Aim of the task:
Below is a listing to transcribe in full and exactly; keep the pictures out.

Available data:
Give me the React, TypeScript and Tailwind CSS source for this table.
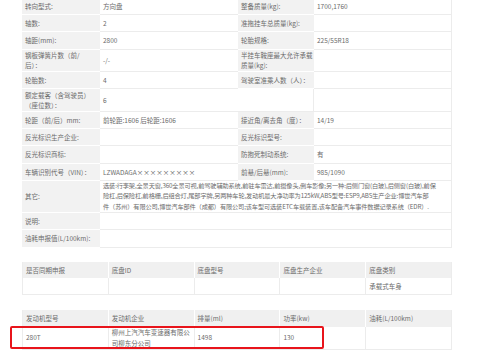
import React from 'react';

type Row = {
	l1: React.ReactNode;
	v1?: React.ReactNode;
	l2?: React.ReactNode;
	v2?: React.ReactNode;
	h: string;
	full?: boolean;
	blankL2?: boolean;
	tight?: boolean;
};

const rows: Row[] = [
	{l1: '转向型式:', v1: '方向盘', l2: '整备质量(kg):', v2: '1700,1760', h: 'h-[17.3px]'},
	{l1: '轴数:', v1: '2', l2: '准拖挂车总质量(kg):', h: 'h-[17.3px]'},
	{l1: '轴距(mm):', v1: '2800', l2: '轮胎规格:', v2: '225/55R18', h: 'h-[17.3px]'},
	{l1: <>钢板弹簧片数（前/<br/>后）：</>, v1: '-/-', l2: <>半挂车鞍座最大允许承载<br/>质量(kg):</>, h: 'h-[22.5px]'},
	{l1: '轮胎数:', v1: '4', l2: '驾驶室准乘人数（人）：', h: 'h-[17.3px]'},
	{l1: <>额定载客（含驾驶员）<br/>（座位数）：</>, v1: '6', blankL2: true, h: 'h-[22.5px]'},
	{l1: '轮距（前/后）mm:', v1: '前轮距:1606 后轮距:1606', l2: '接近角/离去角（度）：', v2: '14/19', h: 'h-[17.3px]'},
	{l1: '反光标识生产企业:', l2: '反光标识型号:', h: 'h-[17.3px]'},
	{l1: '反光标识商标:', l2: '防抱死制动系统:', v2: '有', h: 'h-[17.3px]'},
	{l1: '车辆识别代号（VIN）：', v1: 'LZWADAGA×××××××××', l2: '前悬/后悬(mm):', v2: '985/1090', h: 'h-[17.3px]'},
	{
		l1: '其它:',
		v1: <>
			选装:行李架,全景天窗,360全景可视,前驾驶辅助系统,前驻车雷达,前摄像头,倒车影像;另一种:后侧门窗(白玻),后侧窗(白玻),前保<br/>
			险杠,后保险杠,前格栅,后组合灯,尾部字牌,另两种车轮,发动机最大净功率为125kW,ABS型号:ESP9,ABS生产企业:博世汽车部<br/>
			件（苏州）有限公司,博世汽车部件（成都）有限公司;该车型可选装ETC车载装置,该车配备汽车事件数据记录系统（EDR）.
		</>,
		full: true,
		tight: true,
		h: 'h-[32px]'
	},
	{l1: '说明:', full: true, h: 'h-[17.3px]'},
	{l1: '油耗申报值(L/100km):', full: true, h: 'h-[17.3px]'},
];

const labelCls = 'bg-[#f2f2f2] border-b border-white pl-[3px] flex items-center';
const valueCls = 'border-b border-[#ececec] pl-[3px] flex items-center whitespace-nowrap overflow-hidden';

function SmallTable({head, body, bodyH, mark}: {head: string[]; body: React.ReactNode[]; bodyH: string; mark?: boolean}) {
	return (
		<div className="w-[430px] border-l border-[#ececec]">
			<div className="grid grid-cols-5 h-[16.5px] bg-[#f0f0f0]">
				{head.map((t, i) => (
					<div key={i} className="pl-[3px] flex items-center border-r border-white last:border-[#ececec]">{t}</div>
				))}
			</div>
			<div className={`relative grid grid-cols-5 ${bodyH}`}>
				{body.map((t, i) => (
					<div key={i} className="pl-[3px] flex items-center border-r border-b border-[#ececec]">{t}</div>
				))}
				{mark && (
					<div className="absolute left-[-13px] top-[-1px] w-[314px] h-[23px] border-2 border-[#e8141b] rounded-[2px]"/>
				)}
			</div>
		</div>
	);
}

export default function App() {
	return (
		<div
			className="w-[480px] h-[360px] overflow-hidden bg-white text-[#6b6b6b] text-[6.5px] leading-[10.5px] pl-[22px]"
			style={{fontFamily: '"Noto Sans CJK SC", "Noto Sans", sans-serif'}}
		>
			<div className="-mt-[2.3px] w-[430px] grid grid-cols-[78px_138px_76px_138px] border-r border-[#ececec]">
				{rows.map((r, i) => (
					<React.Fragment key={i}>
						<div className={`${labelCls} ${r.h}`}>{r.l1}</div>
						{r.full ? (
							<div className={`${valueCls} ${r.h} col-span-3 ${r.tight ? 'text-[6.2px] tracking-[-0.12px]' : ''}`}>
								<div>{r.v1}</div>
							</div>
						) : (
							<>
								<div className={`${valueCls} ${r.h}`}>{r.v1}</div>
								<div className={`${r.blankL2 ? 'border-b border-[#ececec] border-r' : labelCls} ${r.h} pl-[3px] flex items-center`}>{r.l2}</div>
								<div className={`${valueCls} ${r.h}`}>{r.v2}</div>
							</>
						)}
					</React.Fragment>
				))}
			</div>

			<div className="mt-[14px]">
				<SmallTable
					head={['是否同期申报', '底盘ID', '底盘型号', '底盘生产企业', '底盘类别']}
					body={['', '', '', '', '承载式车身']}
					bodyH="h-[17px]"
				/>
			</div>

			<div className="mt-[15px]">
				<SmallTable
					head={['发动机型号', '发动机企业', '排量(ml)', '功率(kw)', '油耗(L/100km)']}
					body={['280T', <>柳州上汽汽车变速器有限公<br/>司柳东分公司</>, '1498', '130', '']}
					bodyH="h-[23px]"
					mark
				/>
			</div>
		</div>
	);
}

Exercise output:
Give me the React, TypeScript and Tailwind CSS source for this table.
import React from 'react';

type Row = {
	l1: React.ReactNode;
	v1?: React.ReactNode;
	l2?: React.ReactNode;
	v2?: React.ReactNode;
	h: string;
	full?: boolean;
	blankL2?: boolean;
	tight?: boolean;
};

const rows: Row[] = [
	{l1: '转向型式:', v1: '方向盘', l2: '整备质量(kg):', v2: '1700,1760', h: 'h-[17.3px]'},
	{l1: '轴数:', v1: '2', l2: '准拖挂车总质量(kg):', h: 'h-[17.3px]'},
	{l1: '轴距(mm):', v1: '2800', l2: '轮胎规格:', v2: '225/55R18', h: 'h-[17.3px]'},
	{l1: <>钢板弹簧片数（前/<br/>后）：</>, v1: '-/-', l2: <>半挂车鞍座最大允许承载<br/>质量(kg):</>, h: 'h-[22.5px]'},
	{l1: '轮胎数:', v1: '4', l2: '驾驶室准乘人数（人）：', h: 'h-[17.3px]'},
	{l1: <>额定载客（含驾驶员）<br/>（座位数）：</>, v1: '6', blankL2: true, h: 'h-[22.5px]'},
	{l1: '轮距（前/后）mm:', v1: '前轮距:1606 后轮距:1606', l2: '接近角/离去角（度）：', v2: '14/19', h: 'h-[17.3px]'},
	{l1: '反光标识生产企业:', l2: '反光标识型号:', h: 'h-[17.3px]'},
	{l1: '反光标识商标:', l2: '防抱死制动系统:', v2: '有', h: 'h-[17.3px]'},
	{l1: '车辆识别代号（VIN）：', v1: 'LZWADAGA×××××××××', l2: '前悬/后悬(mm):', v2: '985/1090', h: 'h-[17.3px]'},
	{
		l1: '其它:',
		v1: <>
			选装:行李架,全景天窗,360全景可视,前驾驶辅助系统,前驻车雷达,前摄像头,倒车影像;另一种:后侧门窗(白玻),后侧窗(白玻),前保<br/>
			险杠,后保险杠,前格栅,后组合灯,尾部字牌,另两种车轮,发动机最大净功率为125kW,ABS型号:ESP9,ABS生产企业:博世汽车部<br/>
			件（苏州）有限公司,博世汽车部件（成都）有限公司;该车型可选装ETC车载装置,该车配备汽车事件数据记录系统（EDR）.
		</>,
		full: true,
		tight: true,
		h: 'h-[32px]'
	},
	{l1: '说明:', full: true, h: 'h-[17.3px]'},
	{l1: '油耗申报值(L/100km):', full: true, h: 'h-[17.3px]'},
];

const labelCls = 'bg-[#f2f2f2] border-b border-white pl-[3px] flex items-center';
const valueCls = 'border-b border-[#ececec] pl-[3px] flex items-center whitespace-nowrap overflow-hidden';

function SmallTable({head, body, bodyH, mark}: {head: string[]; body: React.ReactNode[]; bodyH: string; mark?: boolean}) {
	return (
		<div className="w-[430px] border-l border-[#ececec]">
			<div className="grid grid-cols-5 h-[16.5px] bg-[#f0f0f0]">
				{head.map((t, i) => (
					<div key={i} className="pl-[3px] flex items-center border-r border-white last:border-[#ececec]">{t}</div>
				))}
			</div>
			<div className={`relative grid grid-cols-5 ${bodyH}`}>
				{body.map((t, i) => (
					<div key={i} className="pl-[3px] flex items-center border-r border-b border-[#ececec]">{t}</div>
				))}
				{mark && (
					<div className="absolute left-[-13px] top-[-1px] w-[314px] h-[23px] border-2 border-[#e8141b] rounded-[2px]"/>
				)}
			</div>
		</div>
	);
}

export default function App() {
	return (
		<div
			className="w-[480px] h-[360px] overflow-hidden bg-white text-[#6b6b6b] text-[6.5px] leading-[10.5px] pl-[22px]"
			style={{fontFamily: '"Noto Sans CJK SC", "Noto Sans", sans-serif'}}
		>
			<div className="-mt-[2.3px] w-[430px] grid grid-cols-[78px_138px_76px_138px] border-r border-[#ececec]">
				{rows.map((r, i) => (
					<React.Fragment key={i}>
						<div className={`${labelCls} ${r.h}`}>{r.l1}</div>
						{r.full ? (
							<div className={`${valueCls} ${r.h} col-span-3 ${r.tight ? 'text-[6.2px] tracking-[-0.12px]' : ''}`}>
								<div>{r.v1}</div>
							</div>
						) : (
							<>
								<div className={`${valueCls} ${r.h}`}>{r.v1}</div>
								<div className={`${r.blankL2 ? 'border-b border-[#ececec] border-r' : labelCls} ${r.h} pl-[3px] flex items-center`}>{r.l2}</div>
								<div className={`${valueCls} ${r.h}`}>{r.v2}</div>
							</>
						)}
					</React.Fragment>
				))}
			</div>

			<div className="mt-[14px]">
				<SmallTable
					head={['是否同期申报', '底盘ID', '底盘型号', '底盘生产企业', '底盘类别']}
					body={['', '', '', '', '承载式车身']}
					bodyH="h-[17px]"
				/>
			</div>

			<div className="mt-[15px]">
				<SmallTable
					head={['发动机型号', '发动机企业', '排量(ml)', '功率(kw)', '油耗(L/100km)']}
					body={['280T', <>柳州上汽汽车变速器有限公<br/>司柳东分公司</>, '1498', '130', '']}
					bodyH="h-[23px]"
					mark
				/>
			</div>
		</div>
	);
}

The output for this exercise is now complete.